When your friend was struggling with a difficult problem, we often said: “Don’t make it complex, just start with a simple problem”. This is because we have experienced that this simplification provides some clues for solving the difficult problem. This is what mathematicians actually do every day. When proving some statements, they start from the simplest case and expand it to the target problem. However, sometimes, making the problem harder suggests a simple alternative way to solve your real problems effectively.

Many data scientists have focused only on reducing the number of features to make a data-driven model simper. However, this approach does not always give the simplest model. The projection onto the low-dimension (fewer features) may make the data structure more complicated, leading to a failure of spotting the hidden pattern. Hence, sometimes, they need to increase features to make a model simpler (because of more data, more simple). This alternative thinking (adding more features) embodies the trade-off between a simpler model with many features and a complicated model with few features.

Justice: What’s the Right Thing to Do in Data Science?

“The model is optimized for efficiency and profitability, not for justice or the good of the “team”. This is, of course, the nature of capitalism.”

[Weapons of Math Destruction, Cathy O’neil]

Michel J Sandel’s magnum opus, Justice: What’s the Right Thing to Do?, called our attention to justice (and fairness) in a period of prosperity of capitalism. Data science acts in a similar fashion of capitalism. More data (money) is more powerful and the efficiency (profitability) is the most important factor for its success. Hence, in Data Science, we should consider that fairness and efficiency (and profitability) are compatible.

To take fairness into the consideration in data-driven models, we need to think over what we can do. First, we should double-check that our data are unbiased. Specifically, historical data are often biased due to different historical backgrounds. So when combining long-time history data, we need delicate effort to eliminate hidden bias. Moreover, we add “fairness” to the main objectives in data-driven models directly. Here, we have the problem of how to quantify fairness (also justice and morality). Hence, it is still challenging to make the fair model but it is not impossible.

Don’t Put Me in, Data

“More times than not, birds of a feather do fly together. … Investors double down on scientific systems that can place thousands of people into what appear to be the correct buckets.”

[Weapons of Math Destruction, Cathy O’neil]

To enhance computational efficiency, data-driven models often create subgroups and predict future behaviors of these subgroups (not every single person). Under the premise that people who have similar characteristics may make a similar decision for specific problems (like doppelganger search). This prediction for the subgroups leads to an efficient and simple predictive model.

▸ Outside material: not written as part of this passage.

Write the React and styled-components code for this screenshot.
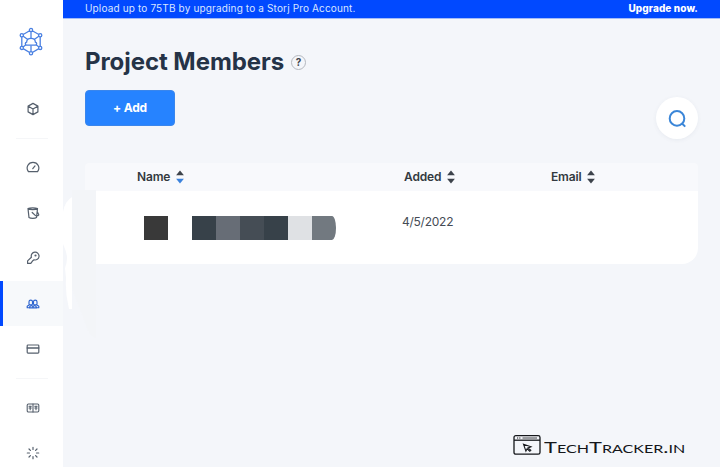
import React from 'react';
import styled, { createGlobalStyle } from 'styled-components';

const GlobalStyle = createGlobalStyle`
  * { box-sizing: border-box; }
  body { margin: 0; overflow: hidden; font-family: Inter, "Liberation Sans", sans-serif; }
`;

const Page = styled.div`
  display: flex;
  width: 720px;
  height: 467px;
  overflow: hidden;
  background: #f4f6fa;
`;

const Sidebar = styled.nav`
  flex: 0 0 63px;
  display: flex;
  flex-direction: column;
  align-items: center;
  background: #fff;
  color: #56606d;
`;

const LogoLink = styled.div`
  flex: 0 0 86px;
  display: flex;
  align-items: flex-start;
  padding: 27px 1px 0 0;
  color: #4a80e2;
`;

const NavItem = styled.div`
  flex: 0 0 45.4px;
  width: 63px;
  display: flex;
  align-items: center;
  justify-content: center;
  border-left: 3px solid ${(p) => (p.$active ? '#0149ff' : 'transparent')};
  background: ${(p) => (p.$active ? '#f7f9fb' : 'transparent')};
  color: ${(p) => (p.$active ? '#2a62cf' : 'inherit')};
`;

const Divider = styled.div`
  flex: 0 0 1px;
  width: 32px;
  margin: 6.3px 0 6px;
  background: #f5f6f8;
`;

const Main = styled.main`
  position: relative;
  flex: 1;
  display: flex;
  flex-direction: column;
  min-width: 0;
`;

const Banner = styled.div`
  flex: 0 0 18px;
  display: flex;
  justify-content: space-between;
  padding: 0 22px;
  background: #0149ff;
  color: #d9e6ff;
  font-size: 10px;
  line-height: 17px;
  white-space: nowrap;
  box-shadow: 0 1px 0 #a3bbf8;
`;

const BannerText = styled.span`
  letter-spacing: 0.15px;
`;

const UpgradeLink = styled.span`
  color: #fff;
  font-weight: 800;
  letter-spacing: 0.1px;
`;

const Content = styled.div`
  flex: 1;
  display: flex;
  flex-direction: column;
  padding: 28px 22px 0;
`;

const TitleRow = styled.div`
  display: flex;
  align-items: center;
  gap: 7px;
  height: 32px;
`;

const Title = styled.h1`
  margin: 0;
  color: #253347;
  font-size: 24px;
  line-height: 32px;
  font-weight: 700;
  letter-spacing: -0.06px;
  white-space: nowrap;
`;

const Help = styled.span`
  display: flex;
  align-items: center;
  justify-content: center;
  width: 15px;
  height: 15px;
  border: 1px solid #b4b8bf;
  border-radius: 50%;
  color: #3c434c;
  font-size: 10px;
  font-weight: 700;
`;

const Actions = styled.div`
  display: flex;
  justify-content: space-between;
  align-items: flex-start;
  height: 73px;
  margin-top: 12px;
`;

const AddButton = styled.button`
  width: 90px;
  height: 36px;
  padding: 0 0 1px;
  border: 1px solid #3a86ec;
  border-radius: 4px;
  background: #2683ff;
  color: #fff;
  font: 700 12px Inter, sans-serif;
  letter-spacing: -0.15px;
`;

const SearchButton = styled.button`
  display: flex;
  align-items: center;
  justify-content: center;
  width: 42px;
  height: 42px;
  margin-top: 7px;
  padding: 1px 0 0;
  border: 0;
  border-radius: 50%;
  background: #fff;
  box-shadow: 0 1px 4px rgba(70, 90, 120, 0.07);
  color: #3b86d8;
`;

const Columns = styled.div`
  display: grid;
  grid-template-columns: 267px 147px 1fr;
  align-items: center;
  flex: 0 0 28px;
  padding: 0 0 1px 52px;
  border-radius: 4px 4px 0 0;
  background: #f8f9fc;
`;

const ColumnHead = styled.div`
  display: flex;
  align-items: center;
  gap: 6px;
  color: #333940;
  font-size: 12px;
  font-weight: 600;
  letter-spacing: -0.16px;
`;

const MemberRow = styled.div`
  display: grid;
  grid-template-columns: 48px 210px 1fr;
  align-items: start;
  height: 73px;
  margin-left: 11px;
  padding: 25px 0 0 48px;
  border-radius: 0 0 16px 0;
  background: #fff;
`;

const Avatar = styled.div`
  width: 24px;
  height: 24px;
  background: #393939;
`;

const MaskedName = styled.div`
  display: flex;
  width: 144px;
  height: 24px;
  overflow: hidden;
  border-radius: 0 4px 4px 0 / 0 12px 12px 0;
`;

const Block = styled.span`
  flex: 1;
  background: ${(p) => p.$tone};
`;

const AddedDate = styled.span`
  margin-top: -2px;
  color: #454b55;
  font-size: 12px;
  line-height: 16px;
  letter-spacing: -0.25px;
`;

const EdgeShapes = styled.svg`
  position: absolute;
  left: 0;
  top: 190px;
`;

const Watermark = styled.div`
  position: absolute;
  left: 450px;
  top: 434px;
  display: flex;
  gap: 3px;
  color: #15171b;
`;

const WatermarkText = styled.span`
  padding-top: 2px;
  font: 400 15px/22px Lato, sans-serif;
  font-variant: small-caps;
  white-space: nowrap;
  transform: scaleX(1.46);
  transform-origin: left;
`;

function Icon({ size = 14, weight = 1.2, children }) {
  return (
    <svg width={size} height={size} viewBox="0 0 14 14" fill="none" stroke="currentColor"
      strokeWidth={weight} strokeLinecap="round" strokeLinejoin="round">
      {children}
    </svg>
  );
}

const Logo = () => (
  <svg width="24" height="30" viewBox="0 0 24 30" fill="none" stroke="currentColor" strokeWidth="1.3">
    <path d="M12 3 21.2 8.3v12.6L12 26.2 2.8 20.9V8.3zM12 3v8.5M2.8 8.3l6 4.2M21.2 8.3l-6 4.2M2.8 20.9l4.4-3.4M21.2 20.9l-4.4-3.4M12 18.3v8" />
    <path d="M7.6 18.2c-1.7-.2-1.7-2.4 0-3 .3-5 8.5-5 8.8 0 1.7.6 1.7 2.8 0 3z" fill="#fff" />
    <g fill="#fff">
      <circle cx="12" cy="3" r="1.6" /><circle cx="21.2" cy="8.3" r="1.6" />
      <circle cx="21.2" cy="20.9" r="1.6" /><circle cx="12" cy="26.2" r="1.6" />
      <circle cx="2.8" cy="20.9" r="1.6" /><circle cx="2.8" cy="8.3" r="1.6" />
    </g>
  </svg>
);

const CubeIcon = () => (
  <Icon><path d="m7 1.4 4.9 2.7v5.8L7 12.6 2.1 9.9V4.1zM2.3 4.2 7 6.9l4.7-2.7M7 6.9v5.5" /></Icon>
);
const GaugeIcon = () => (
  <Icon><path d="M2.4 11.6C-.6 7.5 2.2 2.3 7 2.3s7.6 5.2 4.6 9.3zM6.8 8.7l2.2-2.8" /></Icon>
);
const BucketIcon = () => (
  <Icon>
    <path d="M2 2.6c2-1.1 7.5-1.1 9.5 0l-1 9c-1.5 1.1-6 1.1-7.5 0zM2 2.8c2 1.2 7.5 1.2 9.5 0M6.2 6.5l3.3 3.1M11.3 5.8l1.4 2.7c.3 1-.8 1.5-2 .9" />
  </Icon>
);
const KeyIcon = () => (
  <Icon>
    <path d="M5.4 6.2A3.9 3.9 0 1 1 8 8.8L6.8 9.7l-2 2.7H1.6V9.9z" />
    <circle cx="9.5" cy="4.5" r=".5" />
  </Icon>
);
const TeamIcon = () => (
  <Icon weight={1.15}>
    <path d="M3 7V4.8c0-2.2 3.5-2.2 3.5 0V7c0 1.2-3.5 1.2-3.5 0zM7.5 7V4.8c0-2.2 3.5-2.2 3.5 0V7c0 1.2-3.5 1.2-3.5 0z" />
    <path d="M3 8.1 1.2 9.2v1.5h2M11 8.1l1.8 1.1v1.5h-2M3.5 10.9c0-3 3.5-3 3.5-.5 0-2.5 3.5-2.5 3.5.5z" />
  </Icon>
);
const CardIcon = () => (
  <Icon><rect x="1.2" y="3" width="11.6" height="8.1" rx=".8" /><path d="M1.3 6h11.4" strokeWidth="1.6" /></Icon>
);
const BookIcon = () => (
  <Icon weight={1.1}><rect x="1.2" y="3" width="11.6" height="8" rx="1.2" /><path d="M7 3v8M3 5.3h2.3M3 7h2.3M4.2 5.3v3.5M8.8 5.3h2.3M8.8 7h2.3M10 5.3v3.5" /></Icon>
);
const QuickIcon = () => (
  <Icon weight={1.2}>
    <path d="M7 1.3v2.2M7 10.5v2.2M1.3 7h2.2M10.5 7h2.2M3 3l1.4 1.4M9.6 9.6 11 11M3 11l1.4-1.4M9.6 4.4 11 3" />
  </Icon>
);

const SortArrows = ({ activeDown }) => (
  <svg width="8" height="14" viewBox="0 0 8 14">
    <path d="M4 .4 7.9 5.2H.1z" fill="#3d434b" />
    <path d="M4 13.6 7.9 8.8H.1z" fill={activeDown ? '#3b82dc' : '#3d434b'} />
  </svg>
);

const NAV = [
  { id: 'projects', Glyph: CubeIcon, dividerAfter: true },
  { id: 'dashboard', Glyph: GaugeIcon },
  { id: 'buckets', Glyph: BucketIcon },
  { id: 'access', Glyph: KeyIcon },
  { id: 'users', Glyph: TeamIcon, active: true },
  { id: 'billing', Glyph: CardIcon, dividerAfter: true },
  { id: 'resources', Glyph: BookIcon },
  { id: 'quickstart', Glyph: QuickIcon },
];

const NAME_TONES = ['#374149', '#676d76', '#454d55', '#374149', '#dfe1e4', '#727980'];

export default function App() {
  return (
    <>
      <GlobalStyle />
      <Page>
        <Sidebar>
          <LogoLink><Logo /></LogoLink>
          {NAV.map(({ id, Glyph, active, dividerAfter }) => (
            <React.Fragment key={id}>
              <NavItem $active={active}><Glyph /></NavItem>
              {dividerAfter && <Divider />}
            </React.Fragment>
          ))}
        </Sidebar>
        <Main>
          <Banner>
            <BannerText>Upload up to 75TB by upgrading to a Storj Pro Account.</BannerText>
            <UpgradeLink>Upgrade now.</UpgradeLink>
          </Banner>
          <Content>
            <TitleRow>
              <Title>Project Members</Title>
              <Help>?</Help>
            </TitleRow>
            <Actions>
              <AddButton>+ Add</AddButton>
              <SearchButton aria-label="Search">
                <svg width="20" height="20" viewBox="0 0 20 20" fill="none" stroke="currentColor" strokeWidth="2">
                  <circle cx="10" cy="9.4" r="7.3" /><path d="m14.8 14.2 3.4 3.4" />
                </svg>
              </SearchButton>
            </Actions>
            <Columns>
              <ColumnHead>Name<SortArrows activeDown /></ColumnHead>
              <ColumnHead>Added<SortArrows /></ColumnHead>
              <ColumnHead>Email<SortArrows /></ColumnHead>
            </Columns>
            <MemberRow>
              <Avatar />
              <MaskedName>
                {NAME_TONES.map((tone, i) => <Block key={i} $tone={tone} />)}
              </MaskedName>
              <AddedDate>4/5/2022</AddedDate>
            </MemberRow>
          </Content>
          <EdgeShapes width="33" height="150" viewBox="0 0 33 150" aria-hidden="true">
            <path d="M9 0h24v148q-7-2-10-13L9 98z" fill="#f3f5f8" />
            <path d="M9 7v112H6Q2 103 3 88L2 78Q6 68 2 59L0 54V22Q2 11 9 7z" fill="#fff" />
          </EdgeShapes>
          <Watermark>
            <svg width="28" height="22" viewBox="0 0 28 22" fill="none" stroke="currentColor" strokeWidth="1.3">
              <rect x="1" y="1.6" width="26" height="18.6" rx="1.8" />
              <path d="M1 6.2h26" />
              <path d="M4 4h4" strokeWidth="1" strokeDasharray="1 .8" /><path d="M9.5 4H24" strokeWidth=".8" />
              <path d="m10.5 10.2 7.5 2.5-3 1.2 2.8 2.4-1 .9-2.7-2.4-1.2 2.3z" strokeWidth="1.1" />
            </svg>
            <WatermarkText>TechTracker.in</WatermarkText>
          </Watermark>
        </Main>
      </Page>
    </>
  );
}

There are still some important questions about this efficient model. Are we in the correct subgroups? If so, is it true that all the people in the same subgroup always make the same (or very similar) decision? Data scientists should remind these questions. And then they check that our prediction results can be divided by some (finite) subgroups and the number of subgroups is enough to make the right prediction. Someone may want to say like “Don’t put me in any subgroups. I am so independent!”

The Whole is Different the Sum of its Parts

“When a whole body of data displays one trend, yet when broken into subgroups, the opposite trend comes into view for each of those subgroups.”

[Weapons of Math Destruction, Cathy O’neil]

In statistics, Simpson’s paradox shows the difference in trends between the whole group and subgroups. This result shows that we often mislead the statistical result from the data-driven model, leading to the wrong causation for some phenomena in our world.

We pay particular attention to make a model to avoid this misconception. A general model often fails to predict the behavior of subgroups. And also, we CANNOT guarantee that the combination of specific models predicts the coarse-scale behavior of the whole system effectively. Hence, there should be a proper balance in the use of Big Data.

Am I the Same Person as I Was Yesterday?

“Mathematical models, by their nature, are based on the past, and on the assumption that patterns will repeat.”

[Weapons of Math Destruction, Cathy O’neil]

We always promise ourselves, ‘I will be not the same person as I was yesterday’. But, can we do that? It is really hard to change our daily routine and we repeat the same mistakes over and over. Hence, we are so predictable.

Data-driven models are finding patterns from past (or nearly present) to predict future behaviors under the belief that history always repeats itself. Hence, the data-driven model uses our repeated patterns to enhance its prediction accuracy. So, we need a break from routines and to be an outlier so that the model cannot predict our future.

How to Make my Model Unspoiled?

“Without feedback, however, a statistical engine can continue spinning out faulty and damaging analysis while never learning mistakes.”

[Weapons of Math Destruction, Cathy O’neil]

To deal with a spoiled child effectively, parents (or teachers) should consistently observe their child. When they become rude, parents should give them feedback immediately and teach responsibility, appreciation, and respect about others.

Data-driven models also require the right feedback so that they update them in the right direction. To this end, data-driven models use their mistakes to adjust the model. However, this feedback loop commonly includes only one-side mistakes. For example, the AI HR-screening model has only data about the bad performance of chosen applicants. It cannot have data about the successful career of unchosen applicants.